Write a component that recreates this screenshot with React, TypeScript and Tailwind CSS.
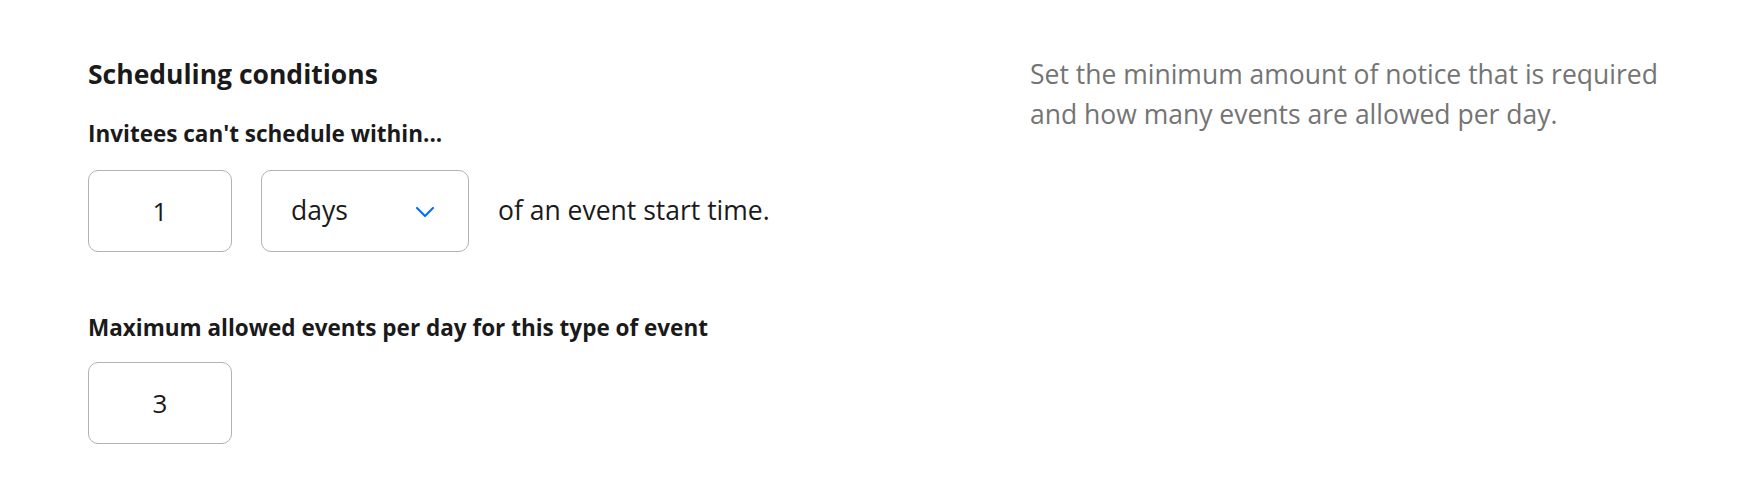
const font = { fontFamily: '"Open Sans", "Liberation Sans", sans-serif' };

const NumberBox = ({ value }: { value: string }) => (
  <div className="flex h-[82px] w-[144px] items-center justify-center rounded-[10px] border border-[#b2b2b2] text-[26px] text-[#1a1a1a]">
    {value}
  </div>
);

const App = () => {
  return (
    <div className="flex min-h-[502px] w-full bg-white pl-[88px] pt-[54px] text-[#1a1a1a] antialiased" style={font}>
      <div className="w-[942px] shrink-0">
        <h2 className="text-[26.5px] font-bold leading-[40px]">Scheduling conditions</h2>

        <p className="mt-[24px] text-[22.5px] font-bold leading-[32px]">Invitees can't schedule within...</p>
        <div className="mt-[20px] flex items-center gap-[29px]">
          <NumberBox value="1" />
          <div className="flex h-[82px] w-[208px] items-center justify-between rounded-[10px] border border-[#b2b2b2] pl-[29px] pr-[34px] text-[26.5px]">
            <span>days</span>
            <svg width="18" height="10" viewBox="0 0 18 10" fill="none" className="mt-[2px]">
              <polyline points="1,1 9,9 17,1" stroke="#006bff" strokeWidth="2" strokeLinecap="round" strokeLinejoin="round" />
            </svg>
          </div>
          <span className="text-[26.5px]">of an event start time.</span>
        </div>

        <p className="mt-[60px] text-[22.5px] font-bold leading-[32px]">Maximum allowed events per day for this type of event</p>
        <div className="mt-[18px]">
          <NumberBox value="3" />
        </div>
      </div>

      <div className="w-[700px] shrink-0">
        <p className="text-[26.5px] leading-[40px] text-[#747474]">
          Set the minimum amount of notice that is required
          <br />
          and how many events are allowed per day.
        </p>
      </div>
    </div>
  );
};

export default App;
========
* _Stated goal_: Repeat the listing in full and exactly. Leave any pictures out.

* _The completed task_:
Write a component that recreates this screenshot with React, TypeScript and Tailwind CSS.
const font = { fontFamily: '"Open Sans", "Liberation Sans", sans-serif' };

const NumberBox = ({ value }: { value: string }) => (
  <div className="flex h-[82px] w-[144px] items-center justify-center rounded-[10px] border border-[#b2b2b2] text-[26px] text-[#1a1a1a]">
    {value}
  </div>
);

const App = () => {
  return (
    <div className="flex min-h-[502px] w-full bg-white pl-[88px] pt-[54px] text-[#1a1a1a] antialiased" style={font}>
      <div className="w-[942px] shrink-0">
        <h2 className="text-[26.5px] font-bold leading-[40px]">Scheduling conditions</h2>

        <p className="mt-[24px] text-[22.5px] font-bold leading-[32px]">Invitees can't schedule within...</p>
        <div className="mt-[20px] flex items-center gap-[29px]">
          <NumberBox value="1" />
          <div className="flex h-[82px] w-[208px] items-center justify-between rounded-[10px] border border-[#b2b2b2] pl-[29px] pr-[34px] text-[26.5px]">
            <span>days</span>
            <svg width="18" height="10" viewBox="0 0 18 10" fill="none" className="mt-[2px]">
              <polyline points="1,1 9,9 17,1" stroke="#006bff" strokeWidth="2" strokeLinecap="round" strokeLinejoin="round" />
            </svg>
          </div>
          <span className="text-[26.5px]">of an event start time.</span>
        </div>

        <p className="mt-[60px] text-[22.5px] font-bold leading-[32px]">Maximum allowed events per day for this type of event</p>
        <div className="mt-[18px]">
          <NumberBox value="3" />
        </div>
      </div>

      <div className="w-[700px] shrink-0">
        <p className="text-[26.5px] leading-[40px] text-[#747474]">
          Set the minimum amount of notice that is required
          <br />
          and how many events are allowed per day.
        </p>
      </div>
    </div>
  );
};

export default App;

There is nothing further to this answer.